What is being asked: Set down the data below from its first line to the line holding "11 Q22 -4 41", inclusive; omit all pictures.

Information provided:
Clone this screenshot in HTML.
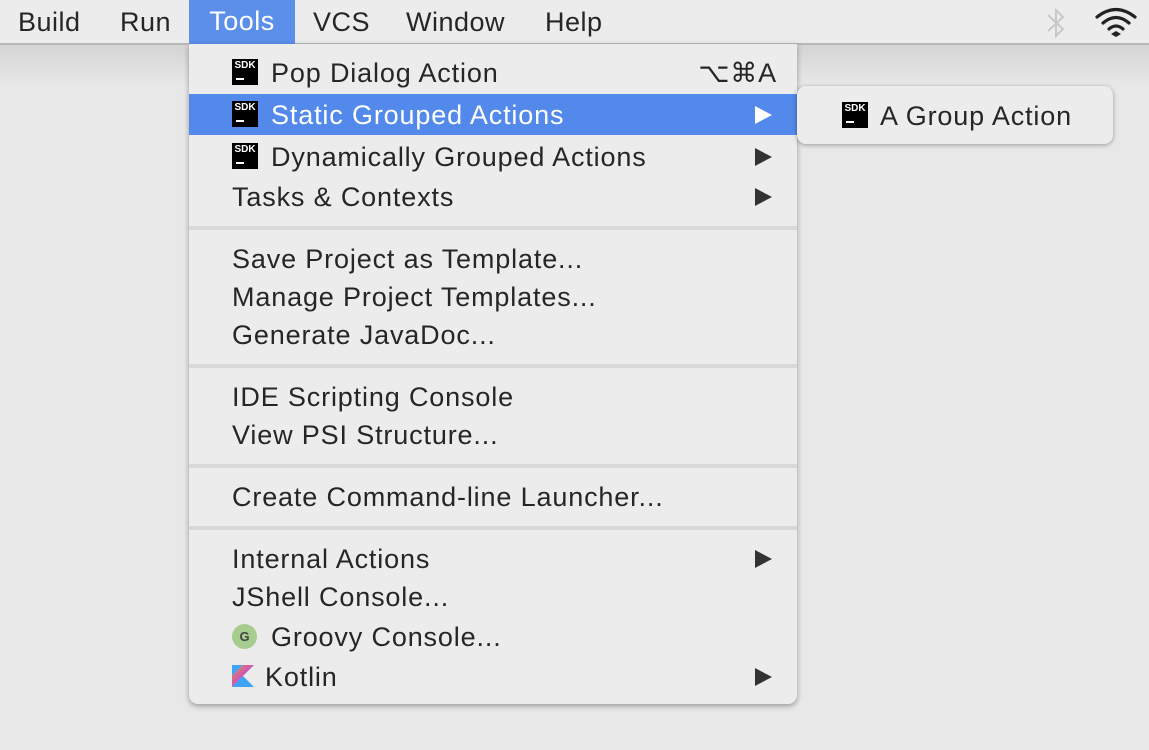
<!DOCTYPE html>
<html><head><style>
body{margin:0;width:1149px;height:750px;overflow:hidden;background:#e8e8e8;font-family:"Liberation Sans",sans-serif;position:relative}
.bar{position:absolute;left:0;top:0;width:1149px;height:43px;background:#ececec;border-bottom:2px solid #b8b8b8}
.shade{position:absolute;left:0;top:45px;width:1149px;height:40px;background:linear-gradient(#d4d4d4,#e8e8e8)}
.mi{position:absolute;top:1px;height:43px;line-height:43px;font-size:27px;letter-spacing:0.5px;color:#262626}
.menu{position:absolute;left:189px;top:44px;width:608px;height:660px;background:#ececec;border-radius:0 0 9px 9px;box-shadow:0 2px 6px rgba(0,0,0,.35)}
.t{position:absolute;font-size:27px;letter-spacing:0.85px;color:#262626;line-height:30px;white-space:nowrap;margin-top:1px}
.sep{position:absolute;left:0;width:608px;height:4px;background:#d9d9d9}
.sdk{position:absolute;width:26px;height:26px;background:#000;color:#fff;font-size:10px;font-weight:bold;line-height:14px;text-align:center}
.sdk i{position:absolute;left:4px;top:19px;width:8px;height:2px;background:#fff}
.arr{position:absolute;left:566px;width:0;height:0;border-left:17px solid #333;border-top:9px solid transparent;border-bottom:9px solid transparent}
</style></head><body>
<div class="shade"></div>
<div class="bar"></div>
<div class="mi" style="left:18px">Build</div>
<div class="mi" style="left:120px">Run</div>
<div class="mi" style="left:189px;width:106px;background:#5b8fea;color:#fff;text-align:center;top:0;height:44px">Tools</div>
<div class="mi" style="left:313px">VCS</div>
<div class="mi" style="left:406px">Window</div>
<div class="mi" style="left:545px">Help</div>
<svg style="position:absolute;left:1044px;top:6px" width="24" height="34" viewBox="0 0 24 34"><path d="M4 9 L19 23 L12 30 V4 L19 11 L4 25" fill="none" stroke="#c8c8c8" stroke-width="2"/></svg>
<svg style="position:absolute;left:1094px;top:6px" width="44" height="32" viewBox="0 0 44 32"><g fill="none" stroke="#222" stroke-width="3.2" stroke-linecap="round"><path d="M3 11 Q22 -4 41 11"/><path d="M9 17 Q22 6 35 17"/><path d="M15 23 Q22 17 29 23"/></g><path d="M17 28 L22 25 L27 28 L22 31Z" fill="#222"/></svg>

<div class="menu">
<div style="position:absolute;left:0;top:50px;width:608px;height:41px;background:#5289ea"></div>
<div class="sdk" style="left:43px;top:15px">SDK<i></i></div><div class="t" style="left:82px;top:13px">Pop Dialog Action</div>
<div class="t" style="right:20px;top:13px">⌥⌘A</div>
<div class="sdk" style="left:43px;top:57px">SDK<i></i></div><div class="t" style="left:82px;top:55px;color:#fff">Static Grouped Actions</div>
<div class="arr" style="top:62px;border-left-color:#fff"></div>
<div class="sdk" style="left:43px;top:99px">SDK<i></i></div><div class="t" style="left:82px;top:97px">Dynamically Grouped Actions</div>
<div class="arr" style="top:104px"></div>
<div class="t" style="left:43px;top:137px">Tasks &amp; Contexts</div><div class="arr" style="top:144px"></div>
<div class="sep" style="top:182px"></div>
<div class="t" style="left:43px;top:199px">Save Project as Template...</div>
<div class="t" style="left:43px;top:237px">Manage Project Templates...</div>
<div class="t" style="left:43px;top:275px">Generate JavaDoc...</div>
<div class="sep" style="top:320px"></div>
<div class="t" style="left:43px;top:337px">IDE Scripting Console</div>
<div class="t" style="left:43px;top:375px">View PSI Structure...</div>
<div class="sep" style="top:420px"></div>
<div class="t" style="left:43px;top:437px">Create Command-line Launcher...</div>
<div class="sep" style="top:482px"></div>
<div class="t" style="left:43px;top:499px">Internal Actions</div><div class="arr" style="top:506px"></div>
<div class="t" style="left:43px;top:537px">JShell Console...</div>
<div style="position:absolute;left:43px;top:580px;width:25px;height:25px;border-radius:50%;background:#a6cc8f;color:#444;font-size:13px;font-weight:bold;text-align:center;line-height:25px">G</div>
<div class="t" style="left:82px;top:577px">Groovy Console...</div>
<svg style="position:absolute;left:43px;top:621px" width="22" height="22" viewBox="0 0 22 22"><defs><linearGradient id="k" x1="0" y1="0" x2="1" y2="1"><stop offset="0" stop-color="#f18e2e"/><stop offset=".5" stop-color="#c757bc"/><stop offset="1" stop-color="#3f8df0"/></linearGradient></defs><path d="M0 0H11L0 11Z" fill="#3fa3f5"/><path d="M11 0H22L0 22V11Z" fill="url(#k)"/><path d="M0 22L11 11L22 22Z" fill="#3fa3f5"/></svg>
<div class="t" style="left:76px;top:617px">Kotlin</div><div class="arr" style="top:624px"></div>
</div>

<div style="position:absolute;left:797px;top:86px;width:316px;height:58px;background:#ececec;border-radius:9px;box-shadow:0 1px 5px rgba(0,0,0,.35)">
<div class="sdk" style="left:45px;top:16px">SDK<i></i></div>
<div class="t" style="left:83px;top:14px">A Group Action</div>
</div>
</body></html>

Worked answer:
Clone this screenshot in HTML.
<!DOCTYPE html>
<html><head><style>
body{margin:0;width:1149px;height:750px;overflow:hidden;background:#e8e8e8;font-family:"Liberation Sans",sans-serif;position:relative}
.bar{position:absolute;left:0;top:0;width:1149px;height:43px;background:#ececec;border-bottom:2px solid #b8b8b8}
.shade{position:absolute;left:0;top:45px;width:1149px;height:40px;background:linear-gradient(#d4d4d4,#e8e8e8)}
.mi{position:absolute;top:1px;height:43px;line-height:43px;font-size:27px;letter-spacing:0.5px;color:#262626}
.menu{position:absolute;left:189px;top:44px;width:608px;height:660px;background:#ececec;border-radius:0 0 9px 9px;box-shadow:0 2px 6px rgba(0,0,0,.35)}
.t{position:absolute;font-size:27px;letter-spacing:0.85px;color:#262626;line-height:30px;white-space:nowrap;margin-top:1px}
.sep{position:absolute;left:0;width:608px;height:4px;background:#d9d9d9}
.sdk{position:absolute;width:26px;height:26px;background:#000;color:#fff;font-size:10px;font-weight:bold;line-height:14px;text-align:center}
.sdk i{position:absolute;left:4px;top:19px;width:8px;height:2px;background:#fff}
.arr{position:absolute;left:566px;width:0;height:0;border-left:17px solid #333;border-top:9px solid transparent;border-bottom:9px solid transparent}
</style></head><body>
<div class="shade"></div>
<div class="bar"></div>
<div class="mi" style="left:18px">Build</div>
<div class="mi" style="left:120px">Run</div>
<div class="mi" style="left:189px;width:106px;background:#5b8fea;color:#fff;text-align:center;top:0;height:44px">Tools</div>
<div class="mi" style="left:313px">VCS</div>
<div class="mi" style="left:406px">Window</div>
<div class="mi" style="left:545px">Help</div>
<svg style="position:absolute;left:1044px;top:6px" width="24" height="34" viewBox="0 0 24 34"><path d="M4 9 L19 23 L12 30 V4 L19 11 L4 25" fill="none" stroke="#c8c8c8" stroke-width="2"/></svg>
<svg style="position:absolute;left:1094px;top:6px" width="44" height="32" viewBox="0 0 44 32"><g fill="none" stroke="#222" stroke-width="3.2" stroke-linecap="round"><path d="M3 11 Q22 -4 41 11"/><path d="M9 17 Q22 6 35 17"/><path d="M15 23 Q22 17 29 23"/></g><path d="M17 28 L22 25 L27 28 L22 31Z" fill="#222"/></svg>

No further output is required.